It's a Cool, Cool Christmas is a Christmas charity compilation album released in 2000 by Xfm on Jeepster Records in aid of The Big Issue. The album includes a mixture of traditional Christmas songs and original songs with a Christmas theme.

Reception

Allmusic writer Tim DiGravina described the album as "inspired good fun", calling it "without a doubt, one of the better alternative, holiday collections."

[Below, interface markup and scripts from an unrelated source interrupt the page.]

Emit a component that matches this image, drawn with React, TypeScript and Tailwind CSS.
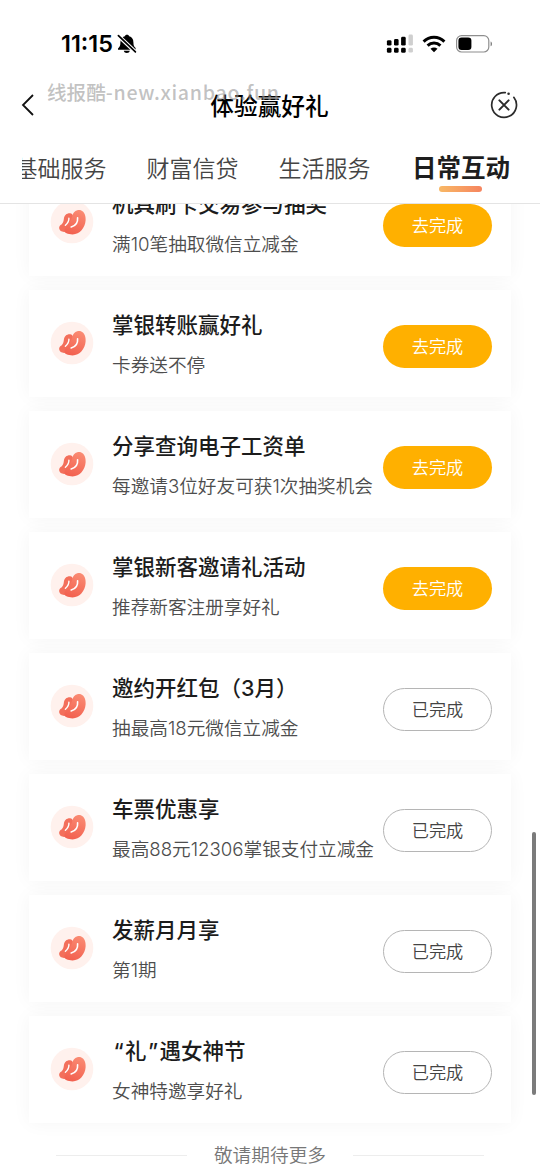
import clsx from "clsx";

const TABS = ["基础服务", "财富信贷", "生活服务"];

const TASKS = [
  { title: "机具刷卡交易参与抽奖", desc: "满10笔抽取微信立减金", done: false },
  { title: "掌银转账赢好礼", desc: "卡券送不停", done: false },
  { title: "分享查询电子工资单", desc: "每邀请3位好友可获1次抽奖机会", done: false },
  { title: "掌银新客邀请礼活动", desc: "推荐新客注册享好礼", done: false },
  { title: "邀约开红包（3月）", desc: "抽最高18元微信立减金", done: true },
  { title: "车票优惠享", desc: "最高88元12306掌银支付立减金", done: true },
  { title: "发薪月月享", desc: "第1期", done: true },
  { title: "“礼”遇女神节", desc: "女神特邀享好礼", done: true },
];

const BellOff = () => (
  <svg width="20" height="20" viewBox="0 0 20 20" className="ml-1">
    <path
      d="M10 0.8C11.2 0.8 12 1.4 12.2 2.3C15 3.1 16.4 5.3 16.4 8.2C16.4 11.7 17.2 12.7 18.6 14V15.8H1V14.4C2.8 12.7 3.4 11.7 3.4 8.2C3.4 5.3 5 3.1 7.8 2.3C8 1.4 8.8 0.8 10 0.8Z"
      fill="#000"
    />
    <path d="M6.8 16.8H12.8C12.4 18.4 11.4 19 9.8 19C8.2 19 7.2 18.4 6.8 16.8Z" fill="#000" />
    <path d="M0 0.6L20 19.4" stroke="#fff" strokeWidth="4" />
    <path d="M1.4 1.6L18.4 17.8" stroke="#000" strokeWidth="1.7" strokeLinecap="round" />
  </svg>
);

const Signal = () => (
  <svg width="28" height="20" viewBox="0 0 28 20">
    <g fill="#000">
      <rect x="0.9" y="6.2" width="4.6" height="5.4" rx="1.4" />
      <rect x="8" y="5" width="4.6" height="6.6" rx="1.4" />
      <rect x="15.1" y="2.8" width="4.6" height="8.8" rx="1.4" />
      <rect x="0.9" y="13.8" width="4.6" height="5" rx="1.4" />
      <rect x="8" y="13.8" width="4.6" height="5" rx="1.4" />
      <rect x="15.1" y="13.8" width="4.6" height="5" rx="1.4" />
    </g>
    <g fill="#cfcfcf">
      <rect x="22.5" y="0.6" width="4.4" height="11" rx="1.4" />
      <rect x="22.5" y="13.8" width="4.4" height="4.8" rx="1.4" />
    </g>
  </svg>
);

const Wifi = () => (
  <svg width="24" height="18" viewBox="0 0 24 18">
    <g fill="none" stroke="#000" strokeWidth="3">
      <path d="M1.6 6.6C7.4 0.9 16.6 0.9 22.4 6.6" />
      <path d="M5.6 10.7C9.2 7.2 14.8 7.2 18.4 10.7" />
    </g>
    <path d="M12 17.2L8.5 13.8C10.5 12 13.5 12 15.5 13.8Z" fill="#000" />
  </svg>
);

const Battery = () => (
  <svg width="37" height="18" viewBox="0 0 37 18">
    <rect x="0.6" y="0.6" width="32.2" height="16.4" rx="5" fill="none" stroke="#8e8e8e" strokeWidth="1.2" />
    <rect x="2.4" y="2.6" width="13" height="12.4" rx="3.2" fill="#000" />
    <path d="M34.6 6.4C36.4 7 36.4 10.6 34.6 11.2Z" fill="#777" />
  </svg>
);

const CloseIcon = () => (
  <svg width="28" height="28" viewBox="0 0 28 28" fill="none" stroke="#2b2b2b" strokeLinecap="round">
    <path d="M14.6 1.6A12.4 12.4 0 1 0 23.4 5.8" strokeWidth="1.7" transform="rotate(3 14 14)" />
    <path d="M9.4 9.4L18.6 18.6M18.6 9.4L9.4 18.6" strokeWidth="2" />
    <circle cx="18.6" cy="2.8" r="1.3" fill="#2b2b2b" stroke="none" />
  </svg>
);

const TaskIcon = () => (
  <svg width="44" height="44" viewBox="0 0 44 44" className="shrink-0">
    <defs>
      <linearGradient id="petal" x1="0.6" y1="0" x2="0.3" y2="1">
        <stop offset="0" stopColor="#fa8a72" />
        <stop offset="1" stopColor="#f2604f" />
      </linearGradient>
    </defs>
    <circle cx="22" cy="22" r="21.3" fill="#fff1ed" />
    <path
      d="M9.2 28.6C8.8 26.4 10 25.2 11.8 24.2C13.2 23 13.6 21 13.9 18.6C14.2 15 17.4 12.6 21 13.4C23 14 24 17 23 21C22 26 20 30 16.5 31.6C12.5 32.6 9.6 31.2 9.2 28.6Z"
      fill="#f36f5b"
    />
    <path
      d="M22.4 15.6C23.4 11.4 27.2 9.2 30.8 10.2C34.6 11.6 36 16 35.6 20.6C35 28 29.8 34.4 22.6 34.4C18 34.4 13.8 33.2 14.4 29.8C15.4 26.6 21.4 22 22.4 15.6Z"
      fill="url(#petal)"
    />
    <path d="M27.6 17.8C28 22.4 25.4 25.8 21.2 27" fill="none" stroke="#fff" strokeWidth="1.6" strokeLinecap="round" />
    <path d="M18.9 18.3C19 21 17.6 23.4 15.4 25.2" fill="none" stroke="#fff" strokeWidth="1.4" strokeLinecap="round" />
  </svg>
);

const TaskCard = ({ title, desc, done }: { title: string; desc: string; done: boolean }) => (
  <div className="flex h-[106.5px] shrink-0 items-center bg-white pl-[21px] pr-[19px] shadow-[0_0_18px_rgba(0,0,0,0.045)]">
    <TaskIcon />
    <div className="ml-[18px] flex-1 whitespace-nowrap pt-[3px] font-[Inter,'Noto_Sans_CJK_SC',sans-serif]">
      <h3 className="text-[21.5px] font-medium leading-[40px] text-[#1c1c1c]">
        {title.split(/([“”])/).map((part, index) =>
          part === "“" || part === "”" ? (
            <span key={index} className="px-[1.4px]">
              {part}
            </span>
          ) : (
            part
          )
        )}
      </h3>
      <p className="text-[18.65px] font-[350] leading-[40px] text-[#4d4d4d]">{desc}</p>
    </div>
    <button
      className={clsx(
        "mt-[6px] h-[43.5px] w-[109px] shrink-0 rounded-full pb-px text-[17.2px] font-[350]",
        done ? "border border-[#b5b5b5] text-[#444]" : "bg-[#ffb000] text-white"
      )}
    >
      {done ? "已完成" : "去完成"}
    </button>
  </div>
);

const App = () => {
  return (
    <div className="relative flex h-[1174px] w-[540px] flex-col overflow-hidden bg-white font-['Noto_Sans_CJK_SC',sans-serif]">
      <header className="shrink-0">
        <div className="flex h-[88px] items-center justify-between pl-[61px] pr-[47px]">
          <div className="flex items-center">
            <span className="font-[Inter,sans-serif] text-[23.4px] font-semibold leading-none text-black">11:15</span>
            <BellOff />
          </div>
          <div className="flex items-center">
            <Signal />
            <div className="ml-2 mr-2.5">
              <Wifi />
            </div>
            <Battery />
          </div>
        </div>

        <div className="flex h-[34px] items-center justify-between pl-[21px] pr-[22px]">
          <svg width="14" height="22" viewBox="0 0 14 22" fill="none" stroke="#111" strokeWidth="1.8">
            <path d="M12 1L2 11L12 21" />
          </svg>
          <h1 className="ml-[14px] pt-px text-[23.7px] font-medium leading-none text-black">体验赢好礼</h1>
          <CloseIcon />
        </div>

        <div className="ml-[22px] flex h-[81px] items-center justify-end overflow-hidden whitespace-nowrap pr-[30px] pt-[9px] text-[23px] font-[350] leading-none text-[#444]">
          {TABS.map((tab) => (
            <span key={tab} className="mr-10 last-of-type:mr-0">
              {tab}
            </span>
          ))}
          <span className="relative ml-[1.5px] text-[24.5px] font-bold text-[#1e1e1e]">
            日常互动
            <i className="absolute -bottom-[13px] left-[27px] h-1.5 w-[43px] rounded-full bg-linear-to-r from-[#f8b865] to-[#f5845f]" />
          </span>
        </div>
        <div className="h-px bg-[#e4e4e4]" />
      </header>

      <main className="min-h-0 flex-1 overflow-hidden">
        <div className="-mt-[35px] flex flex-col gap-[14.5px] pl-[29px] pr-[29px]">
          {TASKS.map((task) => (
            <TaskCard key={task.title} {...task} />
          ))}
        </div>
        <div className="mt-[16px] flex items-center justify-center gap-[27px] text-[18.7px] font-[350] leading-[30px] text-[#777]">
          <span className="h-px w-[131px] translate-y-0.5 bg-[#ededed]" />
          敬请期待更多
          <span className="h-px w-[131px] translate-y-0.5 bg-[#ededed]" />
        </div>
      </main>

      <span className="absolute left-[47px] top-[80px] whitespace-nowrap text-[19.6px] font-medium leading-6 text-[#999]/60">
        线报酷<span className="tracking-[0.7px]">-new.xianbao.fun</span>
      </span>
      <i className="absolute right-1 top-[832px] h-[263px] w-1 rounded-full bg-[#7b7b7b]" />
    </div>
  );
};

export default App;
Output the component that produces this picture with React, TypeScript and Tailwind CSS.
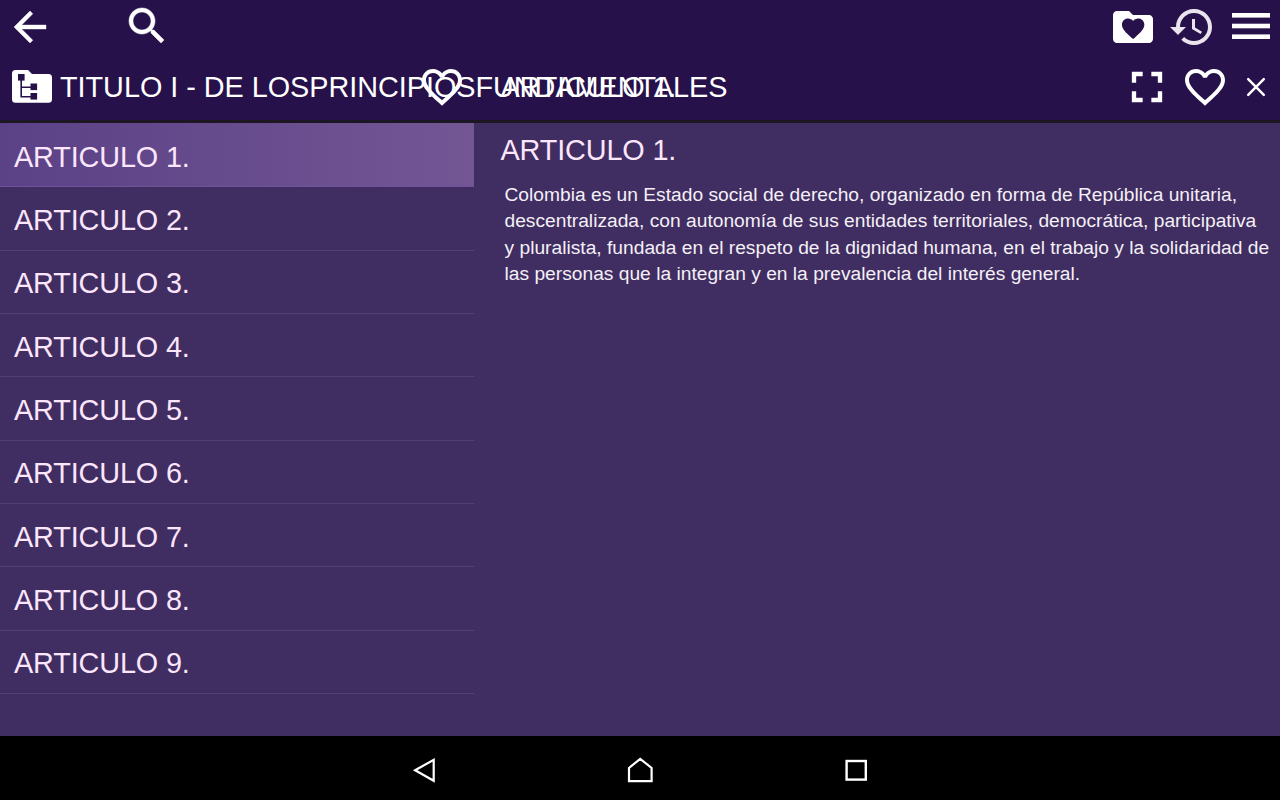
import type { ReactNode } from "react";

const articles = [
  "ARTICULO 1.",
  "ARTICULO 2.",
  "ARTICULO 3.",
  "ARTICULO 4.",
  "ARTICULO 5.",
  "ARTICULO 6.",
  "ARTICULO 7.",
  "ARTICULO 8.",
  "ARTICULO 9.",
];

const bodyLines = [
  "Colombia es un Estado social de derecho, organizado en forma de República unitaria,",
  "descentralizada, con autonomía de sus entidades territoriales, democrática, participativa",
  "y pluralista, fundada en el respeto de la dignidad humana, en el trabajo y la solidaridad de",
  "las personas que la integran y en la prevalencia del interés general.",
];

const HEART =
  "M12 21.35l-1.45-1.32C5.4 15.36 2 12.28 2 8.5 2 5.42 4.42 3 7.5 3c1.74 0 3.41.81 4.5 2.09C13.09 3.81 14.76 3 16.5 3 19.58 3 22 5.42 22 8.5c0 3.78-3.4 6.86-8.55 11.54L12 21.35z";

function Icon({ className, children }: { className: string; children: ReactNode }) {
  return (
    <svg viewBox="0 0 24 24" fill="currentColor" className={`shrink-0 ${className}`}>
      {children}
    </svg>
  );
}

function HeartOutline({ className }: { className: string }) {
  return (
    <Icon className={className}>
      <path d="M16.5 3c-1.74 0-3.41.81-4.5 2.09C10.91 3.81 9.24 3 7.5 3 4.42 3 2 5.42 2 8.5c0 3.78 3.4 6.86 8.55 11.54L12 21.35l1.45-1.32C18.6 15.36 22 12.28 22 8.5 22 5.42 19.58 3 16.5 3zm-4.4 15.55l-.1.1-.1-.1C7.14 14.24 4 11.39 4 8.5 4 6.5 5.5 5 7.5 5c1.54 0 3.04.99 3.57 2.36h1.87C13.46 5.99 14.96 5 16.5 5c2 0 3.5 1.5 3.5 3.5 0 2.89-3.14 5.74-7.9 10.05z" />
    </Icon>
  );
}

function Toolbar() {
  return (
    <div className="flex h-[52px] items-center pl-1.5 pr-2.5">
      <Icon className="mt-[2px] size-12 stroke-white stroke-[0.2]">
        <path d="M20 11H7.83l5.59-5.59L12 4l-8 8 8 8 1.41-1.41L7.83 13H20v-2z" />
      </Icon>
      <Icon className="ml-[68.5px] size-12 stroke-white stroke-[0.25]">
        <path d="M15.5 14h-.79l-.28-.27C15.41 12.59 16 11.11 16 9.5 16 5.91 13.09 3 9.5 3S3 5.91 3 9.5 5.91 16 9.5 16c1.61 0 3.09-.59 4.23-1.57l.27.28v.79l5 4.99L20.49 19l-4.99-5zm-6 0C7.01 14 5 11.99 5 9.5S7.01 5 9.5 5 14 7.01 14 9.5 11.99 14 9.5 14z" />
      </Icon>
      {/* Right side actions */}
      <div className="ml-auto flex items-center">
        <Icon className="mt-[2px] size-12">
          <path d="M10 4H4c-1.1 0-1.99.9-1.99 2L2 18c0 1.1.9 2 2 2h16c1.1 0 2-.9 2-2V8c0-1.1-.9-2-2-2h-8l-2-2z" />
          <path d={HEART} fill="#27114a" transform="translate(5.35 6.1) scale(.56)" />
        </Icon>
        <Icon className="mt-px ml-[11px] size-12 text-[#e9e4ee]">
          <path d="M13 3c-4.97 0-9 4.03-9 9H1l3.89 3.89.07.14L9 12H6c0-3.87 3.13-7 7-7s7 3.13 7 7-3.13 7-7 7c-1.93 0-3.68-.79-4.94-2.06l-1.42 1.42C8.27 19.99 10.51 21 13 21c4.97 0 9-4.03 9-9s-4.03-9-9-9zm-1 5v5l4.28 2.54.72-1.21-3.5-2.08V8H12z" />
        </Icon>
        <svg viewBox="0 0 38 26" fill="currentColor" className="ml-4 h-[26px] w-[38px]">
          <rect width="38" height="4.6" />
          <rect y="10.7" width="38" height="4.6" />
          <rect y="21.4" width="38" height="4.6" />
        </svg>
      </div>
    </div>
  );
}

function TitleBar() {
  return (
    <div className="flex h-[68px] items-center pt-px text-[28.8px] whitespace-nowrap">
      <div className="relative flex h-full w-[500.5px] shrink-0 items-center pl-3">
        <svg viewBox="0 0 40 33" className="h-[33px] w-10 shrink-0">
          <path
            d="M3.5 0H16l4 4h16.5A3.5 3.5 0 0 1 40 7.5v21.7a3.5 3.5 0 0 1-3.5 3.5h-33A3.5 3.5 0 0 1 0 29.2V3.5A3.5 3.5 0 0 1 3.5 0z"
            fill="currentColor"
          />
          <g fill="#27114a">
            <rect x="6" y="4" width="6.6" height="6.6" />
            <rect x="18.5" y="13.5" width="6.6" height="6.6" />
            <rect x="18.5" y="23" width="6.6" height="6.6" />
          </g>
          <path d="M9.2 10v16.7H19M9.2 17.2H19" fill="none" stroke="#27114a" strokeWidth="1.6" />
        </svg>
        <span className="mt-[2px] ml-2 tracking-[-0.02px]">TITULO I - DE LOSPRINCIPIOSFUNDAMENTALES</span>
        {/* the title runs under the favourite button and into the next pane */}
        <div className="absolute top-[9.5px] left-[418px]">
          <HeartOutline className="size-12" />
        </div>
      </div>
      <span className="mt-[2px] tracking-[-0.13px]">ARTICULO 1.</span>
      <div className="ml-auto flex items-center pr-3.5">
        <Icon className="size-[52px]">
          <path d="M7 14H5v5h5v-2H7v-3zm-2-4h2V7h3V5H5v5zm12 7h-3v2h5v-5h-2v3zM14 5v2h3v3h2V5h-5z" />
        </Icon>
        <HeartOutline className="ml-2 size-12" />
        <svg
          viewBox="0 0 20 20"
          className="ml-[17px] size-5"
          fill="none"
          stroke="currentColor"
          strokeWidth="2.5"
          strokeLinecap="round"
        >
          <path d="M2.2 2.2l15.6 15.6M17.8 2.2L2.2 17.8" />
        </svg>
      </div>
    </div>
  );
}

function ArticleList() {
  return (
    <ul className="w-[474px] shrink-0 text-[28.8px] tracking-[-0.13px] text-[#fbe6fb]">
      {articles.map((name, i) => (
        <li
          key={name}
          className={`flex items-center border-b pl-3.5 ${
            i === 0
              ? "h-[64.3px] border-[#70529a] bg-linear-to-r from-[#5b4186] to-[#735694] pt-[5px]"
              : "h-[63.35px] border-[#543e79] pt-1"
          }`}
        >
          {name}
        </li>
      ))}
    </ul>
  );
}

function NavBar() {
  return (
    <nav className="flex h-16 items-center justify-center gap-[188px] bg-black pt-1 text-white">
      <svg viewBox="0 0 28 28" className="size-7" fill="none" stroke="currentColor" strokeWidth="2.2">
        <path d="M5.1 14.3L23.7 3.8v21z" />
      </svg>
      <svg viewBox="0 0 28 28" className="size-7" fill="none" stroke="currentColor" strokeWidth="2.2">
        <path d="M3 25.2V12L14.2 2.8 25.6 12v13.2z" />
      </svg>
      <svg viewBox="0 0 28 28" className="size-7" fill="none" stroke="currentColor" strokeWidth="2.4">
        <rect x="4.6" y="5" width="19.2" height="18.6" />
      </svg>
    </nav>
  );
}

export default function App() {
  return (
    <div className="flex h-[800px] w-[1280px] flex-col overflow-hidden bg-[#402d61] font-['Liberation_Sans',Arial,sans-serif] text-white">
      <header className="h-[123px] shrink-0 border-b-[3px] border-[#1c1722] bg-[#27114a]">
        <Toolbar />
        <TitleBar />
      </header>

      <main className="flex flex-1">
        <ArticleList />
        <article className="pt-2.5 pl-[26.5px]">
          <h1 className="text-[28.8px] leading-[34px] tracking-[-0.13px] text-[#fbe6fb]">ARTICULO 1.</h1>
          <div className="pt-[15px] pl-1 text-[19.2px] leading-[26.4px] tracking-[0.01px] whitespace-nowrap text-[#f4f0f7]">
            {bodyLines.map((line) => (
              <p key={line}>{line}</p>
            ))}
          </div>
        </article>
      </main>

      <NavBar />
    </div>
  );
}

According to DiGravina, Grandaddy's "Alan Parsons in a Winter Wonderland," with its lyric about building a snowman and pretending that it is Alan Parsons, "might be the funniest song from 2000". The BBC's Richard Banks called "Alan Parsons" "a stroke of comedy genius". Scott Miller, in his book Music: What Happened?, suggested that Grandaddy "probably deserve immortality" just for this song. Ireland's public broadcasting network, RTÉ, called the Grandaddy song "downright silly", while Exclaim! called it "one of our favourite indie rock Christmas tunes ever".

Six By Seven's "I Believe in Father Christmas" was described by DiGravina as "some sort of post-modern classic".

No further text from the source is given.